**Directions for this task**
State only how many lines contain the string "full".

---------- Data in this exercise ----------

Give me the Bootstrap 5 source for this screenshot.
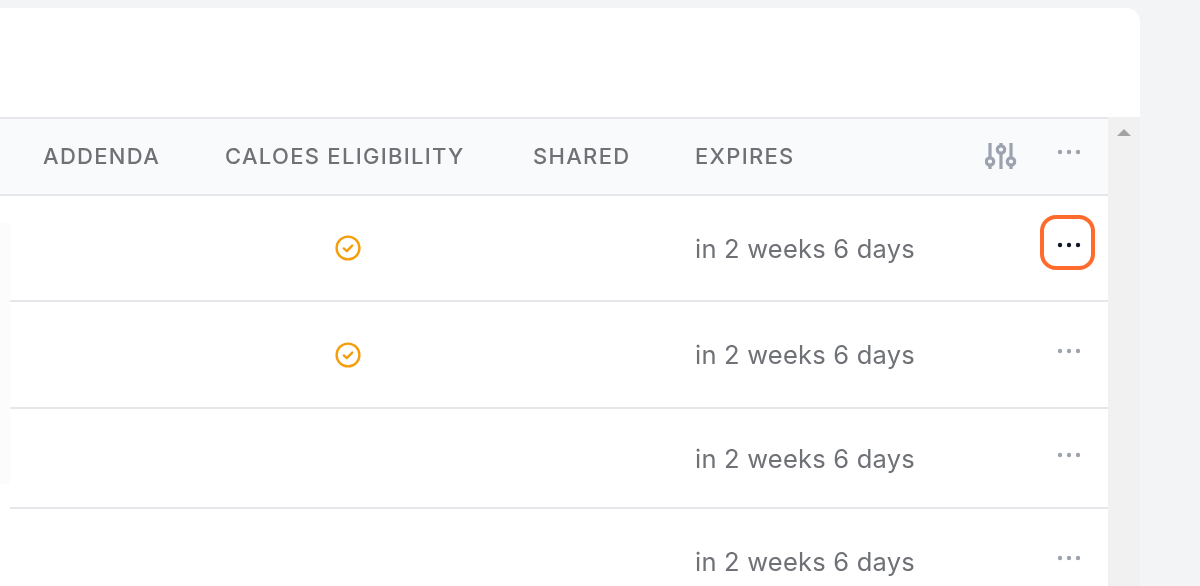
<!DOCTYPE html>
<html lang="en">
<head>
  <meta charset="UTF-8" />
  <title>Permits</title>
  <link href="https://cdn.jsdelivr.net/npm/bootstrap@5.3.0/dist/css/bootstrap.min.css" rel="stylesheet" />
  <style>
    html, body { height: 586px; overflow: hidden; }
    body { background: #f3f4f6; font-family: Inter, "Liberation Sans", sans-serif; }
    .sheet { width: 1140px; margin-top: 8px; background: #fff; border-top-right-radius: 14px; filter: blur(.45px); }
    .sheet-top { height: 109px; }
    .doc-table { width: 1108px; table-layout: fixed; border-collapse: separate; border-spacing: 0; }
    .doc-table th { height: 79px; background: #f9fafb; border-top: 2px solid #e5e7eb; border-bottom: 2px solid #e5e7eb; color: #6e7176; font-size: 22px; font-weight: 500; letter-spacing: 1.3px; vertical-align: middle; padding: 0; white-space: nowrap; }
    .doc-table td { border-bottom: 2px solid #e5e7eb; color: #6e7176; font-size: 25.5px; letter-spacing: .22px; vertical-align: middle; padding: 2px 0 0; white-space: nowrap; }
    .doc-table td.gutter { border-bottom: 0; }
    .tint-start { background: linear-gradient(#fff 27px, #fcfcfd 27px); }
    .tint-full { background: #fcfcfd; }
    .tint-end { background: linear-gradient(#fcfcfd 75px, #fff 75px); }
    .row-first { height: 106px; }
    .row-a { height: 107px; }
    .row-b { height: 100px; }
    .row-c { height: 104px; }
    .doc-table .pad-addenda { padding-left: 33px; }
    .check-mark { display: block; margin: 0 0 2px 110px; }
    .doc-table td.no-line { border-bottom: 0; }
    .tools { display: flex; align-items: center; }
    .dots-box { width: 55px; height: 55px; border: 4.5px solid transparent; border-radius: 16px; background: none; padding: 0; display: flex; align-items: center; justify-content: center; margin-left: 55px; margin-bottom: 13px; }
    .dots-box.is-marked { border-color: #ff6b2c; }
    .tools .dots-box { margin-left: 23px; margin-bottom: 14px; }
    .dots-icon { margin: 4px 0 0 2px; }
    .side-rail { width: 32px; background: #f1f1f1; }
    .rail-arrow { width: 0; height: 0; margin: 12px 0 0 9px; border-left: 7px solid transparent; border-right: 7px solid transparent; border-bottom: 7px solid #a3a3a3; }
  </style>
</head>
<body>

  <div class="sheet">
    <div class="sheet-top"></div>
    <div class="d-flex">
      <table class="doc-table">
        <colgroup>
          <col style="width:10px"><col style="width:215px"><col style="width:308px"><col style="width:162px"><col style="width:290px"><col style="width:123px">
        </colgroup>
        <thead>
          <tr>
            <th></th>
            <th class="pad-addenda">ADDENDA</th>
            <th>CALOES ELIGIBILITY</th>
            <th>SHARED</th>
            <th>EXPIRES</th>
            <th>
              <div class="tools">
                <svg width="32" height="32" viewBox="0 0 32 32" fill="none" stroke="#9ca3af" stroke-width="3.2" aria-hidden="true">
                  <path d="M5 2v15M5 24v4M16 2v3M16 12v16M26 2v15M26 24v4"/>
                  <circle cx="5" cy="20.5" r="3.7"/><circle cx="16" cy="8.5" r="3.7"/><circle cx="26" cy="20.5" r="3.7"/>
                </svg>
                <button type="button" class="dots-box">
                  <svg class="dots-icon" width="26" height="6" viewBox="0 0 26 6" fill="#9ca3af" aria-hidden="true"><circle cx="4" cy="3" r="2.2"/><circle cx="13" cy="3" r="2.2"/><circle cx="22" cy="3" r="2.2"/></svg>
                </button>
              </div>
            </th>
          </tr>
        </thead>
        <tbody>
          <tr class="row-first">
            <td class="gutter tint-start"></td><td></td>
            <td>
              <svg class="check-mark" width="26" height="26" viewBox="0 0 26 26" fill="none" stroke="#f59e0b" stroke-width="2.4" stroke-linecap="round" stroke-linejoin="round" aria-hidden="true"><circle cx="13" cy="13" r="11.4"/><path d="M8.8 13.4l3 2.8 5.4-5.6"/></svg>
            </td>
            <td></td><td>in 2 weeks 6 days</td>
            <td>
              <button type="button" class="dots-box is-marked">
                <svg class="dots-icon" width="26" height="6" viewBox="0 0 26 6" fill="#111827" aria-hidden="true"><circle cx="4" cy="3" r="2.2"/><circle cx="13" cy="3" r="2.2"/><circle cx="22" cy="3" r="2.2"/></svg>
              </button>
            </td>
          </tr>
          <tr class="row-a">
            <td class="gutter tint-full"></td><td></td>
            <td>
              <svg class="check-mark" width="26" height="26" viewBox="0 0 26 26" fill="none" stroke="#f59e0b" stroke-width="2.4" stroke-linecap="round" stroke-linejoin="round" aria-hidden="true"><circle cx="13" cy="13" r="11.4"/><path d="M8.8 13.4l3 2.8 5.4-5.6"/></svg>
            </td>
            <td></td><td>in 2 weeks 6 days</td>
            <td>
              <button type="button" class="dots-box">
                <svg class="dots-icon" width="26" height="6" viewBox="0 0 26 6" fill="#9ca3af" aria-hidden="true"><circle cx="4" cy="3" r="2.2"/><circle cx="13" cy="3" r="2.2"/><circle cx="22" cy="3" r="2.2"/></svg>
              </button>
            </td>
          </tr>
          <tr class="row-b">
            <td class="gutter tint-end"></td><td></td><td></td><td></td><td>in 2 weeks 6 days</td>
            <td>
              <button type="button" class="dots-box">
                <svg class="dots-icon" width="26" height="6" viewBox="0 0 26 6" fill="#9ca3af" aria-hidden="true"><circle cx="4" cy="3" r="2.2"/><circle cx="13" cy="3" r="2.2"/><circle cx="22" cy="3" r="2.2"/></svg>
              </button>
            </td>
          </tr>
          <tr class="row-c">
            <td class="gutter"></td><td class="no-line"></td><td class="no-line"></td><td class="no-line"></td><td class="no-line">in 2 weeks 6 days</td>
            <td class="no-line">
              <button type="button" class="dots-box">
                <svg class="dots-icon" width="26" height="6" viewBox="0 0 26 6" fill="#9ca3af" aria-hidden="true"><circle cx="4" cy="3" r="2.2"/><circle cx="13" cy="3" r="2.2"/><circle cx="22" cy="3" r="2.2"/></svg>
              </button>
            </td>
          </tr>
        </tbody>
      </table>
      <div class="side-rail flex-shrink-0">
        <div class="rail-arrow"></div>
      </div>
    </div>
  </div>

  <script src="https://cdn.jsdelivr.net/npm/bootstrap@5.3.0/dist/js/bootstrap.bundle.min.js"></script>
</body>
</html>
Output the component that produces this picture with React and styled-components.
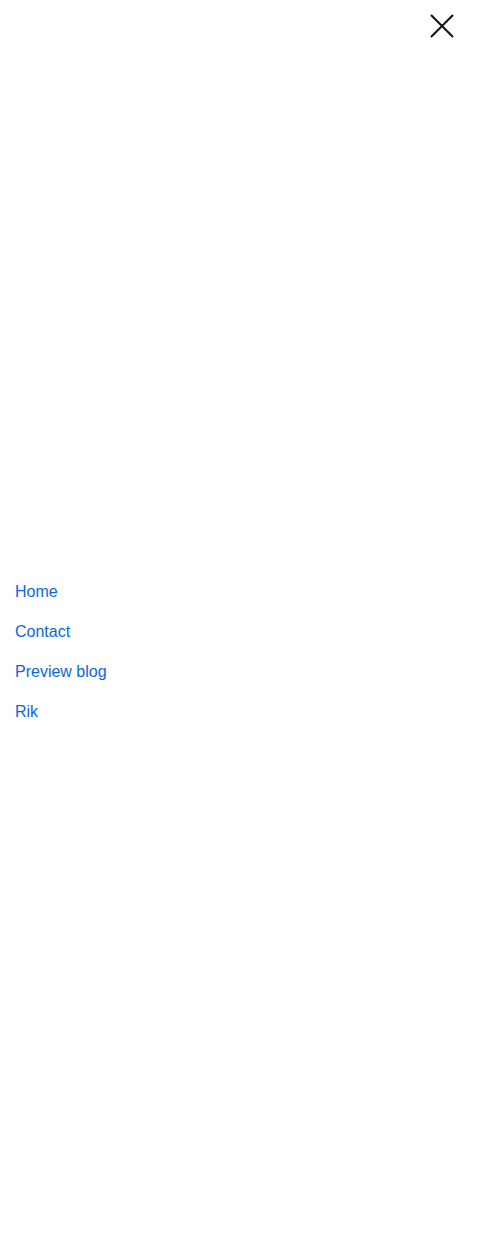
import React from "react";
import styled, { createGlobalStyle } from "styled-components";

const Global = createGlobalStyle`
  html, body { margin: 0; padding: 0; background: #fff; }
  body { font-family: "Liberation Sans", Arial, sans-serif; }
`;

const Overlay = styled.div`
  display: flex;
  flex-direction: column;
  height: 1239px;
  background: #fff;
`;

const Header = styled.div`
  display: flex;
  justify-content: flex-end;
  height: 65px;
  padding: 11px 42px 0 0;
  box-sizing: border-box;
`;

const CloseButton = styled.button`
  width: 30px;
  height: 30px;
  padding: 0;
  border: none;
  background: none;
  display: flex;
  align-items: center;
  justify-content: center;
  cursor: pointer;
`;

const Body = styled.nav`
  flex: 1;
  display: flex;
  flex-direction: column;
  justify-content: center;
`;

const List = styled.ul`
  list-style: none;
  margin: 0;
  padding: 0 0 0 15px;
`;

const Item = styled.li`
  height: 40px;
  display: flex;
  align-items: center;
`;

const Link = styled.a`
  color: #0b68da;
  font-size: 16px;
  text-decoration: none;
`;

const links = ["Home", "Contact", "Preview blog", "Rik"];

export default function App() {
  return (
    <>
      <Global />
      <Overlay>
        <Header>
          <CloseButton aria-label="Close">
            <svg width="24" height="24" viewBox="0 0 24 24">
              <path d="M1 1L23 23M23 1L1 23" stroke="#111" strokeWidth="2" fill="none" />
            </svg>
          </CloseButton>
        </Header>
        <Body>
          <List>
            {links.map((l) => (
              <Item key={l}>
                <Link href="#">{l}</Link>
              </Item>
            ))}
          </List>
        </Body>
      </Overlay>
    </>
  );
}
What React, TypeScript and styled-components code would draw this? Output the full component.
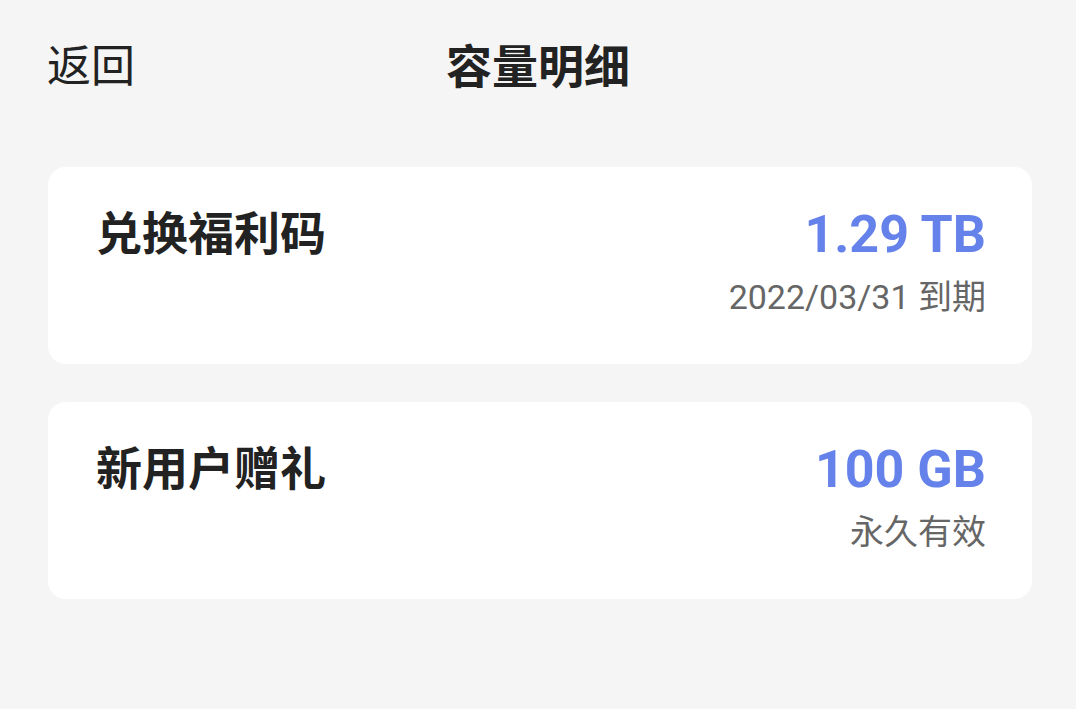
import React from "react";
import styled, { createGlobalStyle } from "styled-components";

const GlobalStyle = createGlobalStyle`
  html, body {
    margin: 0;
    padding: 0;
    background: #f5f5f5;
  }
  body {
    font-family: Roboto, "Noto Sans CJK SC", sans-serif;
    -webkit-font-smoothing: antialiased;
  }
`;

const Page = styled.div`
  width: 1076px;
  min-height: 709px;
  background: #f5f5f5;
  display: flex;
  flex-direction: column;
`;

const Header = styled.header`
  position: relative;
  height: 54px;
  margin-top: 36px;
  padding: 0 47px;
  display: flex;
  align-items: center;
`;

const Back = styled.span`
  font-family: "Noto Sans CJK SC", sans-serif;
  font-size: 44px;
  line-height: 54px;
  color: #222;
`;

const Title = styled.h1`
  position: absolute;
  left: 0;
  right: 0;
  top: 0;
  margin: 0;
  text-align: center;
  font-family: "Noto Sans CJK SC", sans-serif;
  font-size: 46px;
  font-weight: 700;
  line-height: 54px;
  color: #222;
  pointer-events: none;
`;

const List = styled.div`
  display: flex;
  flex-direction: column;
  gap: 38px;
  margin: 77px 44px 0 48px;
`;

const Card = styled.div`
  background: #fff;
  border-radius: 18px;
  height: 197px;
  box-sizing: border-box;
  padding: 42px 46px 0 48px;
  display: flex;
  justify-content: space-between;
  align-items: flex-start;
`;

const ItemName = styled.div`
  font-family: "Noto Sans CJK SC", sans-serif;
  font-size: 46px;
  font-weight: 700;
  line-height: 42px;
  color: #222;
`;

const Right = styled.div`
  display: flex;
  flex-direction: column;
  align-items: flex-end;
  gap: 16px;
`;

const Amount = styled.div`
  font-family: Roboto, sans-serif;
  font-size: 52px;
  font-weight: 700;
  line-height: 52px;
  color: #6581ea;
`;

const Note = styled.div`
  font-family: Roboto, "Noto Sans CJK SC", sans-serif;
  font-size: 34px;
  line-height: 40px;
  color: #666;
`;

const items = [
  { name: "兑换福利码", amount: "1.29 TB", note: "2022/03/31 到期" },
  { name: "新用户赠礼", amount: "100 GB", note: "永久有效" },
];

export default function App() {
  return (
    <Page>
      <GlobalStyle />
      <Header>
        <Back>返回</Back>
        <Title>容量明细</Title>
      </Header>
      <List>
        {items.map((it) => (
          <Card key={it.name}>
            <ItemName>{it.name}</ItemName>
            <Right>
              <Amount>{it.amount}</Amount>
              <Note>{it.note}</Note>
            </Right>
          </Card>
        ))}
      </List>
    </Page>
  );
}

----------

**Reply**
3